(Web page code records)
* * * * *
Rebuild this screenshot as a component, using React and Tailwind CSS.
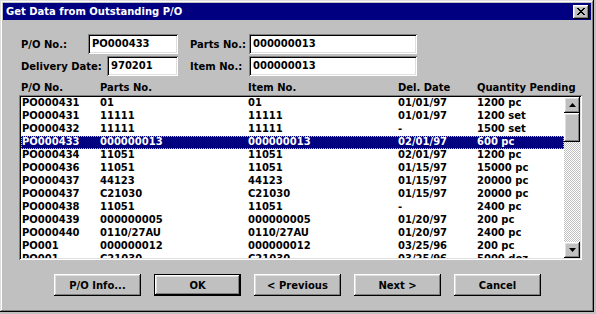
import React from 'react';

const rows = [
  ['PO000431', '01', '01', '01/01/97', '1200 pc'],
  ['PO000431', '11111', '11111', '01/01/97', '1200 set'],
  ['PO000432', '11111', '11111', '-', '1500 set'],
  ['PO000433', '000000013', '000000013', '02/01/97', '600 pc'],
  ['PO000434', '11051', '11051', '02/01/97', '1200 pc'],
  ['PO000436', '11051', '11051', '01/15/97', '15000 pc'],
  ['PO000437', '44123', '44123', '01/15/97', '20000 pc'],
  ['PO000437', 'C21030', 'C21030', '01/15/97', '20000 pc'],
  ['PO000438', '11051', '11051', '-', '2400 pc'],
  ['PO000439', '000000005', '000000005', '01/20/97', '200 pc'],
  ['PO000440', '0110/27AU', '0110/27AU', '01/20/97', '2400 pc'],
  ['PO001', '000000012', '000000012', '03/25/96', '200 pc'],
  ['PO001', 'C21030', 'C21030', '03/25/96', '5000 doz'],
];

const raised =
  'shadow-[inset_-1px_-1px_0_#000,inset_1px_1px_0_#fff,inset_-2px_-2px_0_#808080,inset_2px_2px_0_#dfdfdf]';
const sunken =
  'shadow-[inset_1px_1px_0_#808080,inset_-1px_-1px_0_#fff,inset_2px_2px_0_#000,inset_-2px_-2px_0_#dfdfdf]';

function Field({ value, width }) {
  return (
    <div className={`${width} h-[20px] bg-white ${sunken} pl-[4px] leading-[20px]`}>{value}</div>
  );
}

function Button({ children, isDefault }) {
  const frame = isDefault
    ? 'shadow-[inset_0_0_0_1px_#000,inset_-2px_-2px_0_#000,inset_2px_2px_0_#fff,inset_-3px_-3px_0_#808080,inset_3px_3px_0_#dfdfdf]'
    : raised;
  return (
    <div className={`w-[87px] h-[22px] ${frame} flex items-center justify-center leading-[11px]`}>
      {children}
    </div>
  );
}

function Arrow({ up }) {
  return (
    <div className={`h-[16px] bg-[#c0c0c0] ${raised} flex items-center justify-center`}>
      <svg width="7" height="4" viewBox="0 0 7 4">
        {up ? <polygon points="3.5,0 7,4 0,4" fill="#000" /> : <polygon points="0,0 7,0 3.5,4" fill="#000" />}
      </svg>
    </div>
  );
}

export default function App() {
  return (
    <div className="w-[596px] h-[314px] bg-[#c0c0c0] font-['DejaVu_Sans',sans-serif] font-bold text-[10px] text-black">
      <div className="w-[594px] h-[312px] p-[3px] flex flex-col shadow-[inset_-1px_-1px_0_#000,inset_1px_1px_0_#dfdfdf,inset_-2px_-2px_0_#808080,inset_2px_2px_0_#fff]">
        {/* Title bar */}
        <div className="h-[17px] bg-[#000080] text-white flex items-center pl-[3px] pr-[2px]">
          <span className="leading-[17px]">Get Data from Outstanding P/O</span>
          <div className={`ml-auto w-[16px] h-[14px] bg-[#c0c0c0] ${raised} flex items-center justify-center`}>
            <svg width="8" height="7" viewBox="0 0 8 7">
              <path d="M0 0h2v1h1v1h2v-1h1v-1h2v1h-1v1h-1v1h-1v1h1v1h1v1h1v1h-2v-1h-1v-1h-2v1h-1v1h-2v-1h1v-1h1v-1h1v-1h-1v-1h-1v-1h-1z" fill="#000" />
            </svg>
          </div>
        </div>

        <div className="pl-[18px] flex flex-col">
          {/* Form */}
          <div className="mt-[14px] flex items-center h-[20px]">
            <div className="w-[67px]">P/O No.:</div>
            <Field value="PO000433" width="w-[90px]" />
            <div className="ml-[12px] w-[59px]">Parts No.:</div>
            <Field value="000000013" width="w-[168px]" />
          </div>
          <div className="mt-[2px] flex items-center h-[20px]">
            <div className="w-[86px]">Delivery Date:</div>
            <Field value="970201" width="w-[71px]" />
            <div className="ml-[12px] w-[59px]">Item No.:</div>
            <Field value="000000013" width="w-[168px]" />
          </div>

          {/* Column headers */}
          <div className="mt-[6px] h-[13px] leading-[11px] flex">
            <div className="w-[79px]">P/O No.</div>
            <div className="w-[148px]">Parts No.</div>
            <div className="w-[150px]">Item No.</div>
            <div className="w-[79px]">Del. Date</div>
            <div>Quantity Pending</div>
          </div>

          {/* List */}
          <div className={`-ml-[2px] w-[563px] h-[165px] bg-white ${sunken} p-[2px] flex`}>
            <div className="flex-1 overflow-hidden">
              {rows.map((r, i) => {
                const sel = i === 3;
                return (
                  <div
                    key={i}
                    className={`h-[13px] leading-[11px] flex pl-[1px] whitespace-nowrap ${
                      sel ? 'bg-[#000080] text-white outline-1 outline-dotted outline-[#c0c080] -outline-offset-1' : ''
                    }`}
                  >
                    <div className="w-[78px]">{r[0]}</div>
                    <div className="w-[148px]">{r[1]}</div>
                    <div className="w-[150px]">{r[2]}</div>
                    <div className="w-[79px]">{r[3]}</div>
                    <div>{r[4]}</div>
                  </div>
                );
              })}
            </div>
            <div className="w-[16px] flex flex-col">
              <Arrow up />
              <div className="flex-1 bg-[repeating-conic-gradient(#c0c0c0_0_25%,#fff_0_50%)] bg-[length:2px_2px]">
                <div className={`h-[29px] bg-[#c0c0c0] ${raised}`} />
              </div>
              <Arrow />
            </div>
          </div>

          {/* Buttons */}
          <div className="mt-[14px] ml-[33px] flex gap-[13px]">
            <Button>P/O Info...</Button>
            <Button isDefault>OK</Button>
            <Button>&lt; Previous</Button>
            <Button>Next &gt;</Button>
            <Button>Cancel</Button>
          </div>
        </div>
      </div>
    </div>
  );
}
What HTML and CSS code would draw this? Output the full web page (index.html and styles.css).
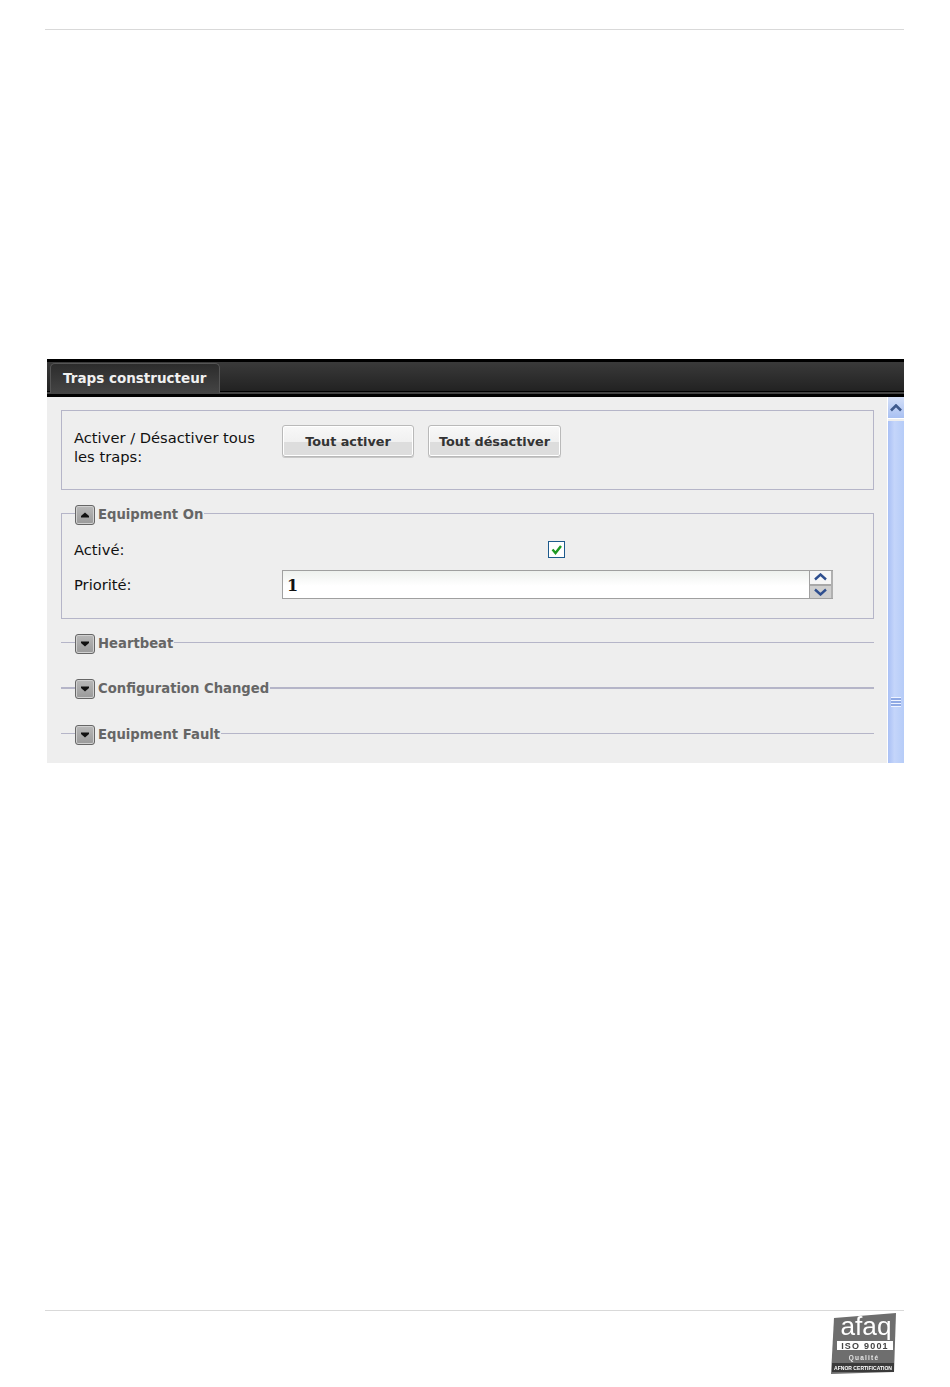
FILE: index.html
```html
<!DOCTYPE html>
<html lang="fr">
<head>
  <meta charset="UTF-8" />
  <title>Traps constructeur</title>
  <link rel="stylesheet" href="styles.css">
</head>
<body>
  <div class="rule rule-top"></div>

  <div class="panel">
    <!-- Tab bar -->
    <div class="tabbar">
      <div class="tab">Traps constructeur</div>
    </div>

    <div class="panel-body">
      <div class="content">
        <div class="box box-all">
          <div class="box-label">Activer / Désactiver tous les traps:</div>
          <button class="btn btn-on">Tout activer</button>
          <button class="btn btn-off">Tout désactiver</button>
        </div>

        <!-- Open section -->
        <fieldset class="section section-open">
          <legend>
            <span class="toggle"><svg width="10" height="6" viewBox="0 0 10 6"><path d="M5 0.5 L9 4 V5.5 H1 V4 Z" fill="#111"/></svg></span>
            <span class="legend-text">Equipment On</span>
          </legend>
          <div class="section-body">
            <div class="form-row">
              <span class="form-label">Activé:</span>
              <div class="form-check">
                <span class="checkbox"><svg width="13" height="13" viewBox="0 0 13 13"><path d="M2.5 6.5 L5.5 10 L11 3" fill="none" stroke="#1f9a23" stroke-width="2.4"/></svg></span>
              </div>
            </div>
            <div class="form-row">
              <span class="form-label">Priorité:</span>
              <div class="spinner">
                <div class="spinner-value">1</div>
                <div class="spinner-btns">
                  <span class="spin spin-up"><svg width="13" height="8" viewBox="0 0 13 8"><path d="M1 6.5 L6.5 1.5 L12 6.5" fill="none" stroke="#2f4f8f" stroke-width="2.4"/></svg></span>
                  <span class="spin spin-down"><svg width="13" height="8" viewBox="0 0 13 8"><path d="M1 1.5 L6.5 6.5 L12 1.5" fill="none" stroke="#2f4f8f" stroke-width="2.4"/></svg></span>
                </div>
              </div>
            </div>
          </div>
        </fieldset>

        <!-- Closed sections -->
        <fieldset class="section section-closed">
          <legend>
            <span class="toggle"><svg width="10" height="6" viewBox="0 0 10 6"><path d="M5 5.5 L9 2 V0.5 H1 V2 Z" fill="#111"/></svg></span>
            <span class="legend-text">Heartbeat</span>
          </legend>
        </fieldset>
        <fieldset class="section section-closed section-thick">
          <legend>
            <span class="toggle"><svg width="10" height="6" viewBox="0 0 10 6"><path d="M5 5.5 L9 2 V0.5 H1 V2 Z" fill="#111"/></svg></span>
            <span class="legend-text">Configuration Changed</span>
          </legend>
        </fieldset>
        <fieldset class="section section-closed section-last">
          <legend>
            <span class="toggle"><svg width="10" height="6" viewBox="0 0 10 6"><path d="M5 5.5 L9 2 V0.5 H1 V2 Z" fill="#111"/></svg></span>
            <span class="legend-text">Equipment Fault</span>
          </legend>
        </fieldset>
      </div>

      <!-- Scrollbar -->
      <div class="scrollbar">
        <div class="scroll-up"><svg width="12" height="8" viewBox="0 0 12 8"><path d="M1 6.5 L6 1.5 L11 6.5" fill="none" stroke="#3f5a8c" stroke-width="2.6"/></svg></div>
        <div class="scroll-thumb">
          <div class="scroll-grip"></div>
        </div>
      </div>
    </div>
  </div>

  <div class="rule rule-bottom"></div>

  <div class="footer">
    <svg class="logo" width="66" height="62" viewBox="0 0 66 62">
      <path d="M3 5 L65 0 L63 59 L0 61 Z" fill="#6e6e6e"/>
      <text x="35" y="22" class="logo-afaq" text-anchor="middle" textLength="51" lengthAdjust="spacingAndGlyphs">afaq</text>
      <rect x="6" y="28" width="56" height="9" fill="#fff"/>
      <text x="34" y="36" class="logo-iso" text-anchor="middle">ISO 9001</text>
      <text x="33" y="47" class="logo-q" text-anchor="middle">Qualité</text>
      <rect x="1" y="50" width="62" height="9" fill="#3a3a3a"/>
      <text x="32" y="56.5" class="logo-afnor" text-anchor="middle" textLength="58" lengthAdjust="spacingAndGlyphs">AFNOR CERTIFICATION</text>
    </svg>
  </div>
</body>
</html>
```

FILE: styles.css
```css
body {
  margin: 0;
  background-color: #ffffff;
  font-family: "DejaVu Sans", Verdana, sans-serif;
}

.rule {
  height: 1px;
  margin-left: 45px;
  width: 859px;
  background-color: #d9d9d9;
}

.rule-top {
  margin-top: 29px;
}

.rule-bottom {
  margin-top: 547px;
}

/* Panel */
.panel {
  margin-top: 329px;
  margin-left: 47px;
  width: 857px;
  height: 404px;
  display: flex;
  flex-direction: column;
  background-color: #eeeeee;
}

.tabbar {
  height: 38px;
  box-sizing: border-box;
  padding: 4px 0 0 3px;
  background: linear-gradient(#000 0, #000 3px, #3a3a3a 3px, #222222 32px, #000 32px, #000 33px, #444 33px, #444 35px, #000 35px);
}

.tab {
  width: 170px;
  height: 30px;
  box-sizing: border-box;
  padding: 6px 0 0 12px;
  border: 1px solid #555555;
  border-bottom: none;
  border-radius: 5px 5px 0 0;
  background: linear-gradient(#2c2c2c, #444444);
  color: #f0f0f0;
  font-size: 13.5px;
  font-weight: bold;
  white-space: nowrap;
}

.panel-body {
  flex: 1;
  display: flex;
  min-height: 0;
  overflow: hidden;
}

.content {
  flex: 1;
  padding: 13px 13px 0 14px;
}

/* Top box */
.box {
  height: 80px;
  box-sizing: border-box;
  border: 1px solid #b5b5c8;
  display: flex;
  align-items: flex-start;
  padding: 14px 0 0 12px;
}

.box-label {
  width: 190px;
  margin-right: 18px;
  padding-top: 3px;
  font-size: 14.7px;
  line-height: 19px;
  color: #111111;
}

.btn {
  height: 32px;
  padding: 0;
  border: 1px solid #b9b9b9;
  border-radius: 3px;
  background: linear-gradient(#f8f8f8 0, #f0f0f0 55%, #dddddd 55%, #dddddd 100%);
  box-shadow: inset 0 0 0 1px #ffffff, 0 1px 0 #c8c8c8;
  color: #333333;
  font-family: "DejaVu Sans", Verdana, sans-serif;
  font-size: 12.8px;
  font-weight: bold;
}

.btn-on {
  width: 132px;
}

.btn-off {
  width: 133px;
  margin-left: 14px;
}

/* Sections */
.section {
  margin: 0;
  padding: 0;
  min-width: 0;
  border: 1px solid #b5b5c8;
}

.section legend {
  margin-left: 13px;
  padding: 0;
  display: flex;
  align-items: flex-start;
  height: 17px;
}

.toggle {
  flex: none;
  width: 20px;
  height: 20px;
  box-sizing: border-box;
  display: flex;
  align-items: center;
  justify-content: center;
  border: 1px solid #666666;
  border-radius: 3px;
  background: linear-gradient(#b8b8b8, #9a9a9a);
  box-shadow: inset 0 0 0 1px #d0d0d0;
}

.legend-text {
  margin-left: 3px;
  margin-right: 1px;
  font-size: 13.2px;
  line-height: 20px;
  font-weight: bold;
  color: #666666;
}

.section-open {
  height: 114px;
  box-sizing: border-box;
  margin-top: 15px;
}

.section-body {
  padding: 19px 40px 0 12px;
}

.form-row {
  display: flex;
  align-items: center;
}

.form-row + .form-row {
  margin-top: 12px;
}

.form-label {
  width: 208px;
  font-size: 14.7px;
  color: #111111;
}

.form-check {
  flex: 1;
  display: flex;
  justify-content: center;
  padding-right: 2px;
}

.checkbox {
  width: 17px;
  height: 17px;
  box-sizing: border-box;
  display: flex;
  align-items: center;
  justify-content: center;
  border: 1px solid #1d5a8c;
  background-color: #ffffff;
}

.spinner {
  flex: 1;
  height: 29px;
  box-sizing: border-box;
  display: flex;
  border: 1px solid #a0a0a0;
  border-right: none;
  background: linear-gradient(#eef1ee, #ffffff 55%);
}

.spinner-value {
  flex: 1;
  padding: 5px 0 0 4px;
  font-family: "DejaVu Serif", serif;
  font-size: 16px;
  font-weight: bold;
  color: #111111;
}

.spinner-btns {
  width: 24px;
  box-sizing: border-box;
  display: flex;
  flex-direction: column;
  border-left: 1px solid #a0a0a0;
  border-right: 2px solid #b0b0b0;
}

.spin {
  flex: 1;
  display: flex;
  align-items: center;
  justify-content: center;
}

.spin-up {
  background-color: #f6f6f6;
  border-bottom: 2px solid #a8a8a8;
}

.spin-down {
  background-color: #cfcfcf;
}

.section-closed {
  border-width: 1px 0 0;
  margin-top: 15px;
}

.section-closed legend {
  margin-left: 14px;
}

.section-thick {
  border-top-width: 2px;
  margin-top: 28px;
}

.section-last {
  margin-top: 29px;
}

/* Scrollbar */
.scrollbar {
  width: 17px;
  display: flex;
  flex-direction: column;
  border-left: 1px solid #ffffff;
  box-sizing: border-box;
}

.scroll-up {
  flex: none;
  height: 21px;
  display: flex;
  align-items: center;
  justify-content: center;
  background: linear-gradient(#d4e0f8, #a9c0f2);
  border-bottom: 1px solid #ffffff;
}

.scroll-thumb {
  flex: none;
  margin-top: 2px;
  height: 562px;
  display: flex;
  align-items: center;
  justify-content: center;
  background: linear-gradient(90deg, #a9c0f5, #c4d5fa 40%, #b6ccf8);
}

.scroll-grip {
  width: 10px;
  height: 10px;
  background: repeating-linear-gradient(#eef3ff 0, #eef3ff 1px, #8fa9e4 1px, #8fa9e4 3px);
}

/* Footer logo */
.footer {
  display: flex;
  justify-content: flex-end;
  padding: 2px 53px 0 0;
}

.logo {
  filter: blur(0.35px);
}

.logo text {
  font-family: "Liberation Sans", Arial, sans-serif;
}

.logo .logo-afaq {
  font-size: 25px;
  fill: #ffffff;
}

.logo .logo-iso {
  font-size: 9px;
  font-weight: bold;
  letter-spacing: 1.2px;
  fill: #444444;
}

.logo .logo-q {
  font-size: 6.5px;
  font-weight: bold;
  letter-spacing: 1.2px;
  fill: #e6e6e6;
}

.logo .logo-afnor {
  font-size: 5px;
  font-weight: bold;
  fill: #ffffff;
}
```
* * * * *
_Brief:_
Say only how many lines in the records carry the word "this".

_Written solution:_
2